PIANO MEDITATIONS Sheet Music Book - Adrian Lord
Piano Meditations is Adrian Lord’s third piano album; it is self-published but there are no quibbles about its presentation. A few years ago, he published a collection of 12 calming and atmospheric pieces in a book titled Sky Blue Piano, and the five pieces in the new album bear the same qualities. The music features unhurried tempi with a good deal of repetition and pianistic writing that helps the learner to assimilate the material rapidly. On first playing the pieces you may come across occasional puzzling harmonic changes, but listening to the music float by in the hands of the composer (his recordings are available on CD, Spotify, and Apple Music) erases any doubts of his craft. The shortest and easiest piece - Space - is just 31 bars long, and is accessible to pianists around Grade 4, whilst the longest piece, Ascend, is four pages long and comfortably be tackled by Grade 6 pianists.

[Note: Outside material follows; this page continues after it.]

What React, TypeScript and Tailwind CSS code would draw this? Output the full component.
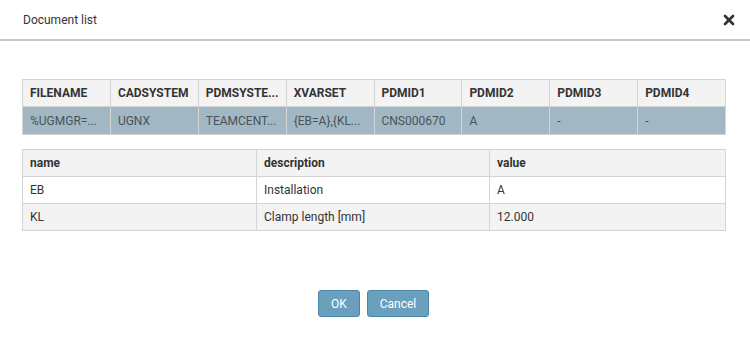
import { X } from "lucide-react";

const docCols = ["FILENAME", "CADSYSTEM", "PDMSYSTE...", "XVARSET", "PDMID1", "PDMID2", "PDMID3", "PDMID4"];
const docRow = ["%UGMGR=...", "UGNX", "TEAMCENT...", "{EB=A},{KL...", "CNS000670", "A", "-", "-"];

const params = [
  { name: "EB", description: "Installation", value: "A" },
  { name: "KL", description: "Clamp length [mm]", value: "12.000" },
];

export default function App() {
  return (
    <div
      className="w-[750px] h-[337px] bg-white text-[#333] flex flex-col"
      style={{ fontFamily: "Roboto, 'Noto Sans', sans-serif" }}
    >
      <div className="h-[41px] flex items-center justify-between pl-[23px] pr-[13px] border-b-2 border-[#c4c8c9]">
        <span className="text-[12px]">Document list</span>
        <X size={16} strokeWidth={4} className="text-[#333]" />
      </div>

      <div className="px-[22px] pt-[38px]">
        <table className="w-[704px] table-fixed border-collapse text-[12px]">
          <thead>
            <tr className="h-[27px] bg-[#f3f3f3]">
              {docCols.map((c) => (
                <th key={c} className="border border-[#d4d4d4] px-[7px] text-left font-bold">
                  {c}
                </th>
              ))}
            </tr>
          </thead>
          <tbody>
            <tr className="h-[28px] bg-[#a1b8c4] text-[#4a5258]">
              {docRow.map((c, i) => (
                <td key={i} className="border border-[#d4d4d4] px-[7px] whitespace-nowrap overflow-hidden">
                  {c}
                </td>
              ))}
            </tr>
          </tbody>
        </table>

        <table className="w-[704px] table-fixed border-collapse text-[12px] mt-[14px]">
          <thead>
            <tr className="h-[27px] bg-[#f3f3f3]">
              <th className="border border-[#d4d4d4] px-[7px] text-left font-bold w-[234px]">name</th>
              <th className="border border-[#d4d4d4] px-[7px] text-left font-bold w-[233px]">description</th>
              <th className="border border-[#d4d4d4] px-[7px] text-left font-bold">value</th>
            </tr>
          </thead>
          <tbody>
            {params.map((p, i) => (
              <tr key={p.name} className={i % 2 === 0 ? "h-[27px] bg-white" : "h-[27px] bg-[#f3f3f3]"}>
                <td className="border border-[#d4d4d4] px-[7px]">{p.name}</td>
                <td className="border border-[#d4d4d4] px-[7px]">{p.description}</td>
                <td className="border border-[#d4d4d4] px-[7px]">{p.value}</td>
              </tr>
            ))}
          </tbody>
        </table>
      </div>

      <div className="flex justify-center gap-[7px] mt-[59px] pr-[3px]">
        <button className="w-[42px] h-[27px] rounded-[3px] bg-[#6a9fbd] border border-[#4d87a8] text-white text-[12px]">
          OK
        </button>
        <button className="w-[62px] h-[27px] rounded-[3px] bg-[#6a9fbd] border border-[#4d87a8] text-white text-[12px]">
          Cancel
        </button>
      </div>
    </div>
  );
}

Michael McMillan - PIANIST MAGAZINE (Issue 121 August - September 2021)
I'd loved Adrian Lord's on line Fringe entry last year so I had high expectations of his Saturday concert. I was not disappointed as his music was even better live.
Like many of our performers this year Adrian spoke about his lack of practice before a live audience and his joy at being back in front of an auditorium of real people. Judging by the reactions the audience were equally happy to hear and see him.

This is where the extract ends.